Risks and Assumptions

Implementation complexity

The barriers and colored pointers used in Generational ZGC are more complex than those in non-generational ZGC. Generational ZGC also runs two garbage collectors concurrently; these collectors are fairly independent but they do interact in a few intricate ways, adding to the complexity of the implementation.

Given the extra complexity, in the long term we intend to minimize maintenance costs by fully replacing the original, non-generational version of ZGC with Generational ZGC.

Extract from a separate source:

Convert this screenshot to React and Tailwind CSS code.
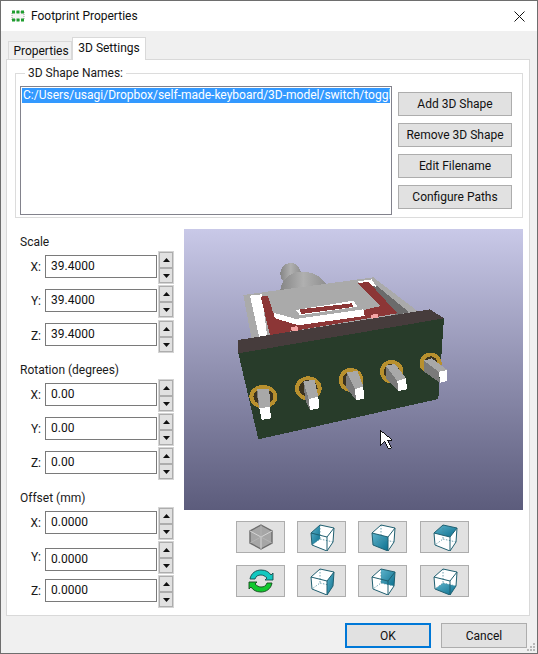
const Arrow = ({ up }) => (
  <svg width="7" height="4" viewBox="0 0 7 4" className="block">
    <polygon points={up ? "3.5,0 7,4 0,4" : "0,0 7,0 3.5,4"} fill="#111" />
  </svg>
);

function Spin({ input, top, val, label }) {
  return (
    <div className={`flex items-start ${top}`}>
      <span className="w-[25px] text-right pr-[4px] text-[#1a1a1a] leading-[16px] mt-[8px]">{label}</span>
      <div className={`w-[112px] h-[23px] border border-[#7a7a7a] bg-white pl-[5px] leading-[20px] ${input}`}>{val}</div>
      <div className="ml-[1px] w-[16px] h-[33px] bg-[#efefef] border border-[#d4d4d4] flex flex-col">
        <div className="h-[16px] bg-[#e1e1e1] border border-[#adadad] flex items-center justify-center"><Arrow up /></div>
        <div className="h-[15px] bg-[#e1e1e1] border border-[#adadad] flex items-center justify-center"><Arrow /></div>
      </div>
    </div>
  );
}

function Group({ title, titleCls, rows }) {
  return (
    <div className={titleCls}>
      <div className="h-[16px] leading-[16px] text-[#1a1a1a]">{title}</div>
      {rows}
    </div>
  );
}

const V = {
  FTL: [-11, -4], FTR: [5, 0], FBR: [5, 14], FBL: [-10, 8],
  BTL: [-2, -12], BTR: [12, -9], BBR: [11, 5], BBL: [-2, 2],
};
const pts = (...k) => k.map((n) => V[n].map((c, i) => c + (i ? 14 : 13)).join(",")).join(" ");
const faces = {
  left: ["FTL", "BTL", "BBL", "FBL"],
  front: ["FTL", "FTR", "FBR", "FBL"],
  top: ["FTL", "BTL", "BTR", "FTR"],
  right: ["FTR", "BTR", "BBR", "FBR"],
  back: ["BTL", "BTR", "BBR", "BBL"],
  bottom: ["FBL", "FBR", "BBR", "BBL"],
};

function Cube({ face }) {
  const id = "g" + face;
  return (
    <svg width="26" height="28" viewBox="0 0 26 28">
      <defs>
        <linearGradient id={id} x1="0" y1="0" x2="1" y2="1">
          <stop offset="0" stopColor="#5fb4cc" />
          <stop offset="1" stopColor="#0b6f8e" />
        </linearGradient>
      </defs>
      <polygon points={pts("FTL", "BTL", "BTR", "BBR", "FBR", "FBL")} fill="#fff" />
      <polygon points={pts(...faces[face])} fill={`url(#${id})`} />
      <polyline points={pts("BTL", "BBL", "FBL")} fill="none" stroke="#4a8a9c" strokeWidth="0.8" strokeDasharray="1.5 1.5" />
      <polyline points={pts("BBL", "BBR")} fill="none" stroke="#4a8a9c" strokeWidth="0.8" strokeDasharray="1.5 1.5" />
      <polygon points={pts("FTL", "BTL", "BTR", "BBR", "FBR", "FBL")} fill="none" stroke="#1f5f70" strokeWidth="1" />
      <polyline points={pts("FTL", "FTR", "BTR")} fill="none" stroke="#1f5f70" strokeWidth="1" />
      <line x1={V.FTR[0] + 13} y1={V.FTR[1] + 14} x2={V.FBR[0] + 13} y2={V.FBR[1] + 14} stroke="#1f5f70" strokeWidth="1" />
    </svg>
  );
}

const GrayCube = () => (
  <svg width="26" height="28" viewBox="0 0 26 28">
    <polygon points="13,2 24,8 24,20 13,26 2,20 2,8" fill="#a6a6a6" stroke="#6b6b6b" strokeWidth="1.4" />
    <polyline points="2,8 13,14 24,8" fill="none" stroke="#d4d4d4" strokeWidth="1" />
    <line x1="13" y1="14" x2="13" y2="26" stroke="#d4d4d4" strokeWidth="1" />
    <polyline points="13,2 13,14 2,20" fill="none" stroke="#bdbdbd" strokeWidth="0.6" />
    <line x1="13" y1="14" x2="24" y2="20" stroke="#bdbdbd" strokeWidth="0.6" />
  </svg>
);

const Refresh = () => (
  <svg width="26" height="26" viewBox="0 0 26 26">
    <path d="M2 11 C3 5 8 2 13 2 C18 2 21 4 23 7 L25 5 L25 12 L17 12 L19 10 C17 8 15 7 13 7 C10 7 8 8 7 11 Z" fill="#12c8c0" stroke="#1a4a4a" strokeWidth="0.9" strokeLinejoin="round" />
    <path d="M24 15 C23 21 18 24 13 24 C8 24 5 22 3 19 L1 21 L1 14 L9 14 L7 16 C9 18 11 19 13 19 C16 19 18 18 19 15 Z" fill="#10c82e" stroke="#144a1e" strokeWidth="0.9" strokeLinejoin="round" />
  </svg>
);

const IconBtn = ({ children }) => (
  <div className="w-[49px] h-[32px] bg-[#e1e1e1] border border-[#adadad] flex items-center justify-center">{children}</div>
);

const Btn = ({ children }) => (
  <div className="w-[114px] h-[24px] bg-[#e1e1e1] border border-[#adadad] flex items-center justify-center pb-[1px] text-[#111]">{children}</div>
);

const pins = [
  { c: [130, 440, 42, 35], t: "112,418 148,416 150,470 118,475", s: "112,418 118,475 116,470 112,440", w: "118,475 150,470 153,505 125,510" },
  { c: [265, 415, 40, 36], t: "250,395 283,388 295,440 266,447", s: "250,395 266,447 270,480 256,450", w: "266,447 295,440 298,475 270,480" },
  { c: [393, 390, 37, 36], t: "380,368 412,362 430,410 405,417", s: "380,368 405,417 408,450 378,412", w: "405,417 430,410 432,447 408,450" },
  { c: [515, 365, 35, 35], t: "497,347 525,342 558,385 532,393", s: "497,347 532,393 535,423 497,385", w: "532,393 558,385 561,418 535,423" },
  { c: [632, 340, 33, 32], t: "612,332 635,325 682,360 657,366", s: "612,332 657,366 660,398 612,365", w: "657,365 682,360 680,393 660,398" },
];

function Model() {
  return (
    <svg width="339" height="281" viewBox="184 229 339 281" className="block" shapeRendering="crispEdges">
      <defs>
        <linearGradient id="lev" x1="0" y1="0" x2="1" y2="0">
          <stop offset="0" stopColor="#858585" />
          <stop offset="0.5" stopColor="#b0b0b0" />
          <stop offset="1" stopColor="#8f8f8f" />
        </linearGradient>
      </defs>
      <g transform="translate(220 250) scale(0.33333)">
        <ellipse cx="212" cy="72" rx="31" ry="33" fill="url(#lev)" />
        <path d="M180 125 C185 80 220 62 255 65 C285 68 310 85 320 105 Z" fill="url(#lev)" />
        <polygon points="70,135 460,82 595,185 95,268" fill="#aaaaaa" />
        <polygon points="455,95 568,187 528,195 445,118" fill="#6b6b6b" />
        <polygon points="90,137 125,133 142,260 118,264" fill="#ffffff" />
        <polygon points="405,96 455,88 470,112 440,100" fill="#ffffff" />
        <polygon points="122,140 146,136 162,190 232,222 430,180 480,168 415,100 445,95 532,190 150,255" fill="#8c3636" />
        <polygon points="140,125 408,94 482,168 432,180 235,222 160,190" fill="#aaaaaa" />
        <polygon points="160,188 228,207 430,178 434,198 235,226 165,205" fill="#ffffff" />
        <polygon points="228,180 400,152 412,170 240,196" fill="#ffffff" />
        <polygon points="240,178 395,160 400,171 243,192" fill="#8c3636" />
        <polygon points="212,232 232,228 234,242 216,244" fill="#f4a3a3" />
        <polygon points="452,195 474,191 474,205 456,207" fill="#f4a3a3" />
        <polygon points="55,270 630,178 672,205 55,312" fill="#463c3c" />
        <polygon points="55,310 672,205 655,447 115,568" fill="#283c2a" />
        {pins.map((p, i) => (
          <g key={i}>
            <ellipse cx={p.c[0]} cy={p.c[1]} rx={p.c[2]} ry={p.c[3]} fill="#b8902e" />
            <ellipse cx={p.c[0]} cy={p.c[1]} rx={p.c[2] - 12} ry={p.c[3] - 11} fill="#3b3320" />
            <polygon points={p.s} fill="#7a7a7a" />
            <polygon points={p.t} fill="#a8a8a8" />
            <polygon points={p.w} fill="#ffffff" />
          </g>
        ))}
        <polygon points="481,541 481,586 494,575 506,598 514,593 503,571 517,570" fill="#ffffff" stroke="#111" strokeWidth="3" />
      </g>
    </svg>
  );
}

export default function App() {
  return (
    <div className="w-[538px] h-[654px] border border-[#6e6e6e] bg-[#f0f0f0] flex flex-col text-[12px] font-['Roboto',sans-serif] text-[#111] overflow-hidden">
      <div className="h-[30px] shrink-0 bg-white flex items-center pl-[10px] pr-[12px]">
        <svg width="14" height="14" viewBox="0 0 14 14" className="shrink-0">
          <rect x="1" y="3" width="12" height="8" fill="#f4f4f4" stroke="#777" strokeDasharray="1 1" strokeWidth="0.7" />
          <g fill="#1f9d2f">
            <rect x="1" y="1.5" width="3" height="3" /><rect x="5.5" y="1.5" width="3" height="3" /><rect x="10" y="1.5" width="3" height="3" />
            <rect x="1" y="9.5" width="3" height="3" /><rect x="5.5" y="9.5" width="3" height="3" /><rect x="10" y="9.5" width="3" height="3" />
          </g>
        </svg>
        <span className="ml-[6px] text-[#111]">Footprint Properties</span>
        <svg width="11" height="11" viewBox="0 0 11 11" className="ml-auto"><path d="M0.5 0.5 L10.5 10.5 M10.5 0.5 L0.5 10.5" stroke="#111" strokeWidth="1" /></svg>
      </div>
      <div className="h-[28px] shrink-0 flex items-end pl-[7px]">
        <div className="h-[18px] w-[64px] bg-[#f0f0f0] border border-b-0 border-[#d9d9d9] flex items-center justify-center pl-[2px]">Properties</div>
        <div className="h-[23px] w-[74px] bg-white border border-b-0 border-[#d9d9d9] flex items-center justify-center pb-[3px] -mb-[1px] relative z-10">3D Settings</div>
      </div>
      <div className="ml-[5px] w-[524px] h-[557px] shrink-0 bg-white border border-[#d9d9d9] pl-[8px]">
        <fieldset className="w-[508px] h-[153px] mt-[5px] border border-[#dcdcdc] pl-[4px] pr-[4px] flex">
          <legend className="ml-[5px] px-[3px] leading-[16px] text-[#1a1a1a]">3D Shape Names:</legend>
          <div className="flex mt-[5px]">
            <div className="w-[372px] h-[129px] border border-[#82828c] p-[1px] overflow-hidden">
              <div className="h-[15px] bg-[#3399ff] text-white leading-[15px] pl-[1px] whitespace-nowrap overflow-hidden">C:/Users/usagi/Dropbox/self-made-keyboard/3D-model/switch/toggle.wrl</div>
            </div>
            <div className="ml-[6px] mt-[6px] flex flex-col gap-[7px]">
              <Btn>Add 3D Shape</Btn>
              <Btn>Remove 3D Shape</Btn>
              <Btn>Edit Filename</Btn>
              <Btn>Configure Paths</Btn>
            </div>
          </div>
        </fieldset>
        <div className="flex mt-[11px]">
          <div className="w-[169px] pl-[5px]">
            <Group title="Scale" titleCls="mt-[5px]" rows={<>
              <Spin label="X:" val="39.4000" top="mt-[1px]" input="mt-[4px]" />
              <Spin label="Y:" val="39.4000" top="mt-[1px]" input="mt-[4px]" />
              <Spin label="Z:" val="39.4000" top="mt-[2px]" input="mt-[3px]" />
            </>} />
            <Group title="Rotation (degrees)" titleCls="mt-[9px]" rows={<>
              <Spin label="X:" val="0.00" top="mt-[1px]" input="mt-[4px]" />
              <Spin label="Y:" val="0.00" top="mt-[1px]" input="mt-[4px]" />
              <Spin label="Z:" val="0.00" top="mt-[1px]" input="mt-[4px]" />
            </>} />
            <Group title="Offset (mm)" titleCls="mt-[10px]" rows={<>
              <Spin label="X:" val="0.0000" top="mt-[1px]" input="mt-[4px]" />
              <Spin label="Y:" val="0.0000" top="mt-[1px]" input="mt-[7px]" />
              <Spin label="Z:" val="0.0000" top="mt-[1px]" input="mt-[4px]" />
            </>} />
          </div>
          <div className="w-[339px]">
            <div className="h-[281px] bg-gradient-to-b from-[#c9c9e8] to-[#5c5c7c]"><Model /></div>
            <div className="mt-[11px] ml-[52px] flex gap-x-[12px]">
              <IconBtn><GrayCube /></IconBtn><IconBtn><Cube face="left" /></IconBtn><IconBtn><Cube face="front" /></IconBtn><div className="ml-px"><IconBtn><Cube face="top" /></IconBtn></div>
            </div>
            <div className="mt-[12px] ml-[52px] flex gap-x-[12px]">
              <IconBtn><Refresh /></IconBtn><IconBtn><Cube face="right" /></IconBtn><IconBtn><Cube face="back" /></IconBtn><div className="ml-px"><IconBtn><Cube face="bottom" /></IconBtn></div>
            </div>
          </div>
        </div>
      </div>
      <div className="flex-1 flex pl-[344px] pt-[7px] relative">
        <div className="w-[86px] h-[25px] bg-[#e1e1e1] border-2 border-[#0078d7] flex items-center justify-center">OK</div>
        <div className="ml-[10px] w-[86px] h-[25px] bg-[#e1e1e1] border border-[#adadad] flex items-center justify-center">Cancel</div>
        <svg width="9" height="9" viewBox="0 0 9 9" className="absolute right-[1px] bottom-[1px]">
          <g fill="#b8b8b8"><rect x="6" y="0" width="2" height="2" /><rect x="3" y="3" width="2" height="2" /><rect x="6" y="3" width="2" height="2" /><rect x="0" y="6" width="2" height="2" /><rect x="3" y="6" width="2" height="2" /><rect x="6" y="6" width="2" height="2" /></g>
        </svg>
      </div>
    </div>
  );
}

Generational ZGC will perform differently than non-generational ZGC

We believe that Generational ZGC will be better suited than its predecessor to most use cases. Some workloads might even experience a throughput improvement with Generational ZGC due to lower resource usage. For example, when running an Apache Cassandra benchmark Generational ZGC requires a quarter of the heap size yet achieves four times the throughput compared to non-generational ZGC, while still keeping pause times under one millisecond.

Some workloads are non-generational by nature and could see a slight performance degradation. We believe that this is a sufficiently small set of workloads that it does not justify the cost of maintaining two separate versions of ZGC over the long term.

One additional source of overhead is the more capable GC barriers. We expect that most of this will be offset by the gains of not having to frequently collect objects in the old generation.

Another additional source of overhead is having two garbage collectors running concurrently. We need to make sure to balance their invocation rates and CPU consumption so that they do not unduly affect the application.

As is normal for GC development, future improvements and optimizations will be driven by benchmarks and user feedback. We intend to keep improving Generational ZGC even after the first release.